>> BEGIN
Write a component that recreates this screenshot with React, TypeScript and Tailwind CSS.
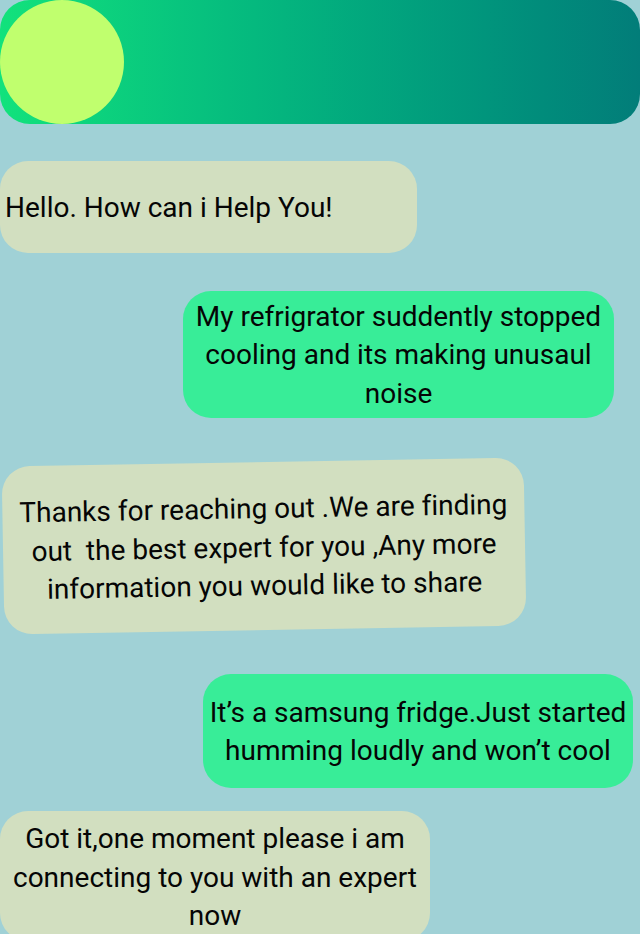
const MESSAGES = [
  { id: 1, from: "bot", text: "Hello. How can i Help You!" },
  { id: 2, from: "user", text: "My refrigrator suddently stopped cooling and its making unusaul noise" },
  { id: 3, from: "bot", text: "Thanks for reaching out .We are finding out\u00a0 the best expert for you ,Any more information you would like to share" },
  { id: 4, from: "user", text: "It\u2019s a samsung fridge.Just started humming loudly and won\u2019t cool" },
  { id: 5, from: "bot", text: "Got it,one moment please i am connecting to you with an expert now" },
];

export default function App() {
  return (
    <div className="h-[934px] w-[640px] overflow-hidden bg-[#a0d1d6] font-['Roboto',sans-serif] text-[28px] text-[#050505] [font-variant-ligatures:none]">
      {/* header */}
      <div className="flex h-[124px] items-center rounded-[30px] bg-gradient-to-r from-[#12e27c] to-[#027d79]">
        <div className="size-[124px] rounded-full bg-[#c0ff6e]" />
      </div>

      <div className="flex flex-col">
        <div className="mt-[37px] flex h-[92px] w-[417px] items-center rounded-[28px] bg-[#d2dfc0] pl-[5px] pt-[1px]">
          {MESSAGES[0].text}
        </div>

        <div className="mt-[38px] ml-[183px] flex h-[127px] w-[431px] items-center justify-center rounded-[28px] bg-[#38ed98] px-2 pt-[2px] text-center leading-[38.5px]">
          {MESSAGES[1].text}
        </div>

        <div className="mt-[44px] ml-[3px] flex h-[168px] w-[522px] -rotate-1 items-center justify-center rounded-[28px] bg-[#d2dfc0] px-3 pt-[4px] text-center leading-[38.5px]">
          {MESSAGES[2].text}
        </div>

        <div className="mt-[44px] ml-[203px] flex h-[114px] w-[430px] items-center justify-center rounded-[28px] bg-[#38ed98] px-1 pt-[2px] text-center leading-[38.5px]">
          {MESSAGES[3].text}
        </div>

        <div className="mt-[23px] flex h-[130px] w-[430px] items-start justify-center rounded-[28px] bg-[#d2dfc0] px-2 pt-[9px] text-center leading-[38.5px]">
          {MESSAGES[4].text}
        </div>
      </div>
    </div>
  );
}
>> END
>> BEGIN
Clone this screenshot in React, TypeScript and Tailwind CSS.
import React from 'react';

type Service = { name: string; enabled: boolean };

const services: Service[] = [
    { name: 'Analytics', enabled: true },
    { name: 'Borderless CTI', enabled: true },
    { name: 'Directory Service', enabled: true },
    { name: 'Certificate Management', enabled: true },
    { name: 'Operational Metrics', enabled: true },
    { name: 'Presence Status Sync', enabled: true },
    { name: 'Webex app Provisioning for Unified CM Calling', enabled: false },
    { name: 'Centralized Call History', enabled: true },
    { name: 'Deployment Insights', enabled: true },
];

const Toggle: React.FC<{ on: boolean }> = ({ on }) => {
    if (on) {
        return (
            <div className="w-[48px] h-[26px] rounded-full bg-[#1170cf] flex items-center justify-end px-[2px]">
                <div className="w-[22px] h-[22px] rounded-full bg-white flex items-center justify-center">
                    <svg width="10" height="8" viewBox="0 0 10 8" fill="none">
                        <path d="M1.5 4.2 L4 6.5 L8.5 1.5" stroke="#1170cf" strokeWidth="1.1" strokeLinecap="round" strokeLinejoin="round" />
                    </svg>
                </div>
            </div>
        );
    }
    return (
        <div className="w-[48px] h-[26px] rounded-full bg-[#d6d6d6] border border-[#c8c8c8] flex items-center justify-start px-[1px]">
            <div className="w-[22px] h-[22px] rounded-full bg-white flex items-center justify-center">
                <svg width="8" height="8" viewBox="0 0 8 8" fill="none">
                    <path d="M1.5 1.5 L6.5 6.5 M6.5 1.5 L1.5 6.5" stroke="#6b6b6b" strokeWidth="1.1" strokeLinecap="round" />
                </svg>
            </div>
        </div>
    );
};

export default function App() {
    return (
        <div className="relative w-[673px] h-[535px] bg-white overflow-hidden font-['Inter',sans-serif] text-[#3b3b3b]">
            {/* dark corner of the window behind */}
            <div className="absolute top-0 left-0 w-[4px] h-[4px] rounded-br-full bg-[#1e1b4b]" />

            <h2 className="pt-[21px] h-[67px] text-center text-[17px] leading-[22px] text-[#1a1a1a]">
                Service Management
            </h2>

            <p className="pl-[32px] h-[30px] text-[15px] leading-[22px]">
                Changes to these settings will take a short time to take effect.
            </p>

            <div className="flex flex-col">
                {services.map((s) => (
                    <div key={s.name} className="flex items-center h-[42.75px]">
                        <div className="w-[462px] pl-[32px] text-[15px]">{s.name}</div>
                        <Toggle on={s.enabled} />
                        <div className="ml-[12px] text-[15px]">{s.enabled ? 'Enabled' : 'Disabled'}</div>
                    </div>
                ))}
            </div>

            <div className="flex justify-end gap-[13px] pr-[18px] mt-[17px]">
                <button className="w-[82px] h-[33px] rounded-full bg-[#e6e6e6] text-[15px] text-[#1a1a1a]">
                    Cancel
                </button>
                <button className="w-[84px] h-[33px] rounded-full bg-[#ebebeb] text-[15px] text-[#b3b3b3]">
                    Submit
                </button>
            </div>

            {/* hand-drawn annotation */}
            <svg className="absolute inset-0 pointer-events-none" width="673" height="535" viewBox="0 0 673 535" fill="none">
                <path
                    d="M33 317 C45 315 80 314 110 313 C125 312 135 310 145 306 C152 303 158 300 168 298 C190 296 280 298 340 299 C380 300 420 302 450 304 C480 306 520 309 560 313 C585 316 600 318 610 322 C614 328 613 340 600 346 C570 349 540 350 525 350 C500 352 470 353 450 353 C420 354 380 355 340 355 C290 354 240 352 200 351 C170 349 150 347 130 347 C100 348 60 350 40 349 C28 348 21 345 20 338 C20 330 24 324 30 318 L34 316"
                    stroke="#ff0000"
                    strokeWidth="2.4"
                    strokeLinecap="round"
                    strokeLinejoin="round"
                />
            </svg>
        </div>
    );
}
>> END
Report back each line of the entries that holds the string "TypeScript".

RESPONSE BELOW —
Write a component that recreates this screenshot with React, TypeScript and Tailwind CSS.
Clone this screenshot in React, TypeScript and Tailwind CSS.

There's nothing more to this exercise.